___ Data block

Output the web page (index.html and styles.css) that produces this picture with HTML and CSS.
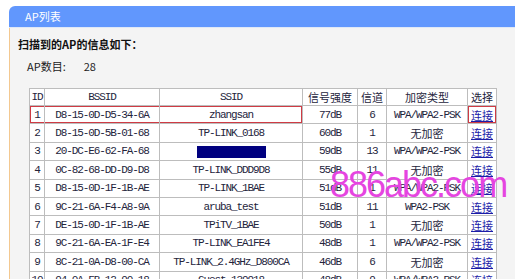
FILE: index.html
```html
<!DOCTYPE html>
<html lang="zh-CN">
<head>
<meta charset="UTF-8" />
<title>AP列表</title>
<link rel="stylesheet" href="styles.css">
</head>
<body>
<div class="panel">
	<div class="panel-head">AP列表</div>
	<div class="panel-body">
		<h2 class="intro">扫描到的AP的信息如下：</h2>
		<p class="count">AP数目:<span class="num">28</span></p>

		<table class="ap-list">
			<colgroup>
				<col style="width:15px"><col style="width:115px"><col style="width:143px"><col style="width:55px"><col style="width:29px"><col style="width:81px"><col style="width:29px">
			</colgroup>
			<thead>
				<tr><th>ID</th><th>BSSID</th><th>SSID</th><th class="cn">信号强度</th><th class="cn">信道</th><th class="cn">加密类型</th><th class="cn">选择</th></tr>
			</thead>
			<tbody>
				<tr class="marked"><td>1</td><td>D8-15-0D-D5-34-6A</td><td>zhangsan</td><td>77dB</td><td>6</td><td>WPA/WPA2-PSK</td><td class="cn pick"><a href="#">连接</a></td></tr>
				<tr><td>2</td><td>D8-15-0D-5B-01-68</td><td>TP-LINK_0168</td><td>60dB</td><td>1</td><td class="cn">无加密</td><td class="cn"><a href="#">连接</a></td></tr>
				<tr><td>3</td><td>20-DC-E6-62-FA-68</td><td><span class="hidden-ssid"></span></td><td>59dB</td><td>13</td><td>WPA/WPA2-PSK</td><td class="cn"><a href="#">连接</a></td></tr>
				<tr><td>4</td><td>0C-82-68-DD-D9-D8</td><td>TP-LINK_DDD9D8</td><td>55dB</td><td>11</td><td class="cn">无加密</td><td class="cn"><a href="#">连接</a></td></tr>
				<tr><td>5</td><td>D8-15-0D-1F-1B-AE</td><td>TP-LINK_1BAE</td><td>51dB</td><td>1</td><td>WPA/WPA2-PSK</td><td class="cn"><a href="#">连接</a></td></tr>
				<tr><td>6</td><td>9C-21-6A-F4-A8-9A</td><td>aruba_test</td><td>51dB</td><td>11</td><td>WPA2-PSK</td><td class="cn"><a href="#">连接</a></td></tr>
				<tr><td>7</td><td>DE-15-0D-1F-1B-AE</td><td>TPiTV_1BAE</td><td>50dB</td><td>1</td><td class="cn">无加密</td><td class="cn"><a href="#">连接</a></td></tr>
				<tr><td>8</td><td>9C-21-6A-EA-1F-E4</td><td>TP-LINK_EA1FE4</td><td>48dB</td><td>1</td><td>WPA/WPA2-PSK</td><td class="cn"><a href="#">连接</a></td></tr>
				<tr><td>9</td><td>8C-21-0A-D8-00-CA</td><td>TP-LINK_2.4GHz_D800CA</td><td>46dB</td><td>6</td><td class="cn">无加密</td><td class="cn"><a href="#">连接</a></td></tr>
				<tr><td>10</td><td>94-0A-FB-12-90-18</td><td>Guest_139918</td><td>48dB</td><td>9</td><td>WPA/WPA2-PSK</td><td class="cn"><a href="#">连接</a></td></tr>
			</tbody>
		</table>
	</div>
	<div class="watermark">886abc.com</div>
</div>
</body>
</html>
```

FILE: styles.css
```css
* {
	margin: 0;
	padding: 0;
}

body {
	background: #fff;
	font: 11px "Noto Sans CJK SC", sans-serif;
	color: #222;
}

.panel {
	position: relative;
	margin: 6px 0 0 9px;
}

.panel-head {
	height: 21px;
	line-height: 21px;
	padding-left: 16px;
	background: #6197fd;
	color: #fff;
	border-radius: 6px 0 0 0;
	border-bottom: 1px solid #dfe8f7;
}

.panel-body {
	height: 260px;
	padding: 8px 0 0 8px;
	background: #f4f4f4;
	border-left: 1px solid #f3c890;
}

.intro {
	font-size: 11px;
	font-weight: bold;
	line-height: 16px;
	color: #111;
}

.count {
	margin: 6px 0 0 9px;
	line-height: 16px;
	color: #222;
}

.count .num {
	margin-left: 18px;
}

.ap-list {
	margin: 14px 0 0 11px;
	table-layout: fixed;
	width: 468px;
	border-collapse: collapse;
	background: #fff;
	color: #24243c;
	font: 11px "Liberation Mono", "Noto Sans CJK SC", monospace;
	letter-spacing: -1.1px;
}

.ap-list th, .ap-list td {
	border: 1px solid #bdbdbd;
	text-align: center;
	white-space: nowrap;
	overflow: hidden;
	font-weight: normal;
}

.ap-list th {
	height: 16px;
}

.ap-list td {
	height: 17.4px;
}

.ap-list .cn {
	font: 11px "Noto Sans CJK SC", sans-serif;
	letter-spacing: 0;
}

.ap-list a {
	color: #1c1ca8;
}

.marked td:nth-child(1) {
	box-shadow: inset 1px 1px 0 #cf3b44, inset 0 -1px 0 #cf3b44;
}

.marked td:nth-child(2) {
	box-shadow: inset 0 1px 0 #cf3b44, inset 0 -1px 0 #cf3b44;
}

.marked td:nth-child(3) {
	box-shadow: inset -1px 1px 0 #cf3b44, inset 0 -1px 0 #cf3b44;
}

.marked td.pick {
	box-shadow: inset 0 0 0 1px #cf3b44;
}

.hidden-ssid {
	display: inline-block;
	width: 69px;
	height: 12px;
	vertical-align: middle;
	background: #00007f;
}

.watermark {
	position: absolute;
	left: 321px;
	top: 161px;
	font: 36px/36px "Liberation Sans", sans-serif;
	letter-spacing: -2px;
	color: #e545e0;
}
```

______

What is needed: Your task is to repeat the material above exactly, without its pictures.

Solution to the exercise:
Output the web page (index.html and styles.css) that produces this picture with HTML and CSS.
FILE: index.html
```html
<!DOCTYPE html>
<html lang="zh-CN">
<head>
<meta charset="UTF-8" />
<title>AP列表</title>
<link rel="stylesheet" href="styles.css">
</head>
<body>
<div class="panel">
	<div class="panel-head">AP列表</div>
	<div class="panel-body">
		<h2 class="intro">扫描到的AP的信息如下：</h2>
		<p class="count">AP数目:<span class="num">28</span></p>

		<table class="ap-list">
			<colgroup>
				<col style="width:15px"><col style="width:115px"><col style="width:143px"><col style="width:55px"><col style="width:29px"><col style="width:81px"><col style="width:29px">
			</colgroup>
			<thead>
				<tr><th>ID</th><th>BSSID</th><th>SSID</th><th class="cn">信号强度</th><th class="cn">信道</th><th class="cn">加密类型</th><th class="cn">选择</th></tr>
			</thead>
			<tbody>
				<tr class="marked"><td>1</td><td>D8-15-0D-D5-34-6A</td><td>zhangsan</td><td>77dB</td><td>6</td><td>WPA/WPA2-PSK</td><td class="cn pick"><a href="#">连接</a></td></tr>
				<tr><td>2</td><td>D8-15-0D-5B-01-68</td><td>TP-LINK_0168</td><td>60dB</td><td>1</td><td class="cn">无加密</td><td class="cn"><a href="#">连接</a></td></tr>
				<tr><td>3</td><td>20-DC-E6-62-FA-68</td><td><span class="hidden-ssid"></span></td><td>59dB</td><td>13</td><td>WPA/WPA2-PSK</td><td class="cn"><a href="#">连接</a></td></tr>
				<tr><td>4</td><td>0C-82-68-DD-D9-D8</td><td>TP-LINK_DDD9D8</td><td>55dB</td><td>11</td><td class="cn">无加密</td><td class="cn"><a href="#">连接</a></td></tr>
				<tr><td>5</td><td>D8-15-0D-1F-1B-AE</td><td>TP-LINK_1BAE</td><td>51dB</td><td>1</td><td>WPA/WPA2-PSK</td><td class="cn"><a href="#">连接</a></td></tr>
				<tr><td>6</td><td>9C-21-6A-F4-A8-9A</td><td>aruba_test</td><td>51dB</td><td>11</td><td>WPA2-PSK</td><td class="cn"><a href="#">连接</a></td></tr>
				<tr><td>7</td><td>DE-15-0D-1F-1B-AE</td><td>TPiTV_1BAE</td><td>50dB</td><td>1</td><td class="cn">无加密</td><td class="cn"><a href="#">连接</a></td></tr>
				<tr><td>8</td><td>9C-21-6A-EA-1F-E4</td><td>TP-LINK_EA1FE4</td><td>48dB</td><td>1</td><td>WPA/WPA2-PSK</td><td class="cn"><a href="#">连接</a></td></tr>
				<tr><td>9</td><td>8C-21-0A-D8-00-CA</td><td>TP-LINK_2.4GHz_D800CA</td><td>46dB</td><td>6</td><td class="cn">无加密</td><td class="cn"><a href="#">连接</a></td></tr>
				<tr><td>10</td><td>94-0A-FB-12-90-18</td><td>Guest_139918</td><td>48dB</td><td>9</td><td>WPA/WPA2-PSK</td><td class="cn"><a href="#">连接</a></td></tr>
			</tbody>
		</table>
	</div>
	<div class="watermark">886abc.com</div>
</div>
</body>
</html>
```

FILE: styles.css
```css
* {
	margin: 0;
	padding: 0;
}

body {
	background: #fff;
	font: 11px "Noto Sans CJK SC", sans-serif;
	color: #222;
}

.panel {
	position: relative;
	margin: 6px 0 0 9px;
}

.panel-head {
	height: 21px;
	line-height: 21px;
	padding-left: 16px;
	background: #6197fd;
	color: #fff;
	border-radius: 6px 0 0 0;
	border-bottom: 1px solid #dfe8f7;
}

.panel-body {
	height: 260px;
	padding: 8px 0 0 8px;
	background: #f4f4f4;
	border-left: 1px solid #f3c890;
}

.intro {
	font-size: 11px;
	font-weight: bold;
	line-height: 16px;
	color: #111;
}

.count {
	margin: 6px 0 0 9px;
	line-height: 16px;
	color: #222;
}

.count .num {
	margin-left: 18px;
}

.ap-list {
	margin: 14px 0 0 11px;
	table-layout: fixed;
	width: 468px;
	border-collapse: collapse;
	background: #fff;
	color: #24243c;
	font: 11px "Liberation Mono", "Noto Sans CJK SC", monospace;
	letter-spacing: -1.1px;
}

.ap-list th, .ap-list td {
	border: 1px solid #bdbdbd;
	text-align: center;
	white-space: nowrap;
	overflow: hidden;
	font-weight: normal;
}

.ap-list th {
	height: 16px;
}

.ap-list td {
	height: 17.4px;
}

.ap-list .cn {
	font: 11px "Noto Sans CJK SC", sans-serif;
	letter-spacing: 0;
}

.ap-list a {
	color: #1c1ca8;
}

.marked td:nth-child(1) {
	box-shadow: inset 1px 1px 0 #cf3b44, inset 0 -1px 0 #cf3b44;
}

.marked td:nth-child(2) {
	box-shadow: inset 0 1px 0 #cf3b44, inset 0 -1px 0 #cf3b44;
}

.marked td:nth-child(3) {
	box-shadow: inset -1px 1px 0 #cf3b44, inset 0 -1px 0 #cf3b44;
}

.marked td.pick {
	box-shadow: inset 0 0 0 1px #cf3b44;
}

.hidden-ssid {
	display: inline-block;
	width: 69px;
	height: 12px;
	vertical-align: middle;
	background: #00007f;
}

.watermark {
	position: absolute;
	left: 321px;
	top: 161px;
	font: 36px/36px "Liberation Sans", sans-serif;
	letter-spacing: -2px;
	color: #e545e0;
}
```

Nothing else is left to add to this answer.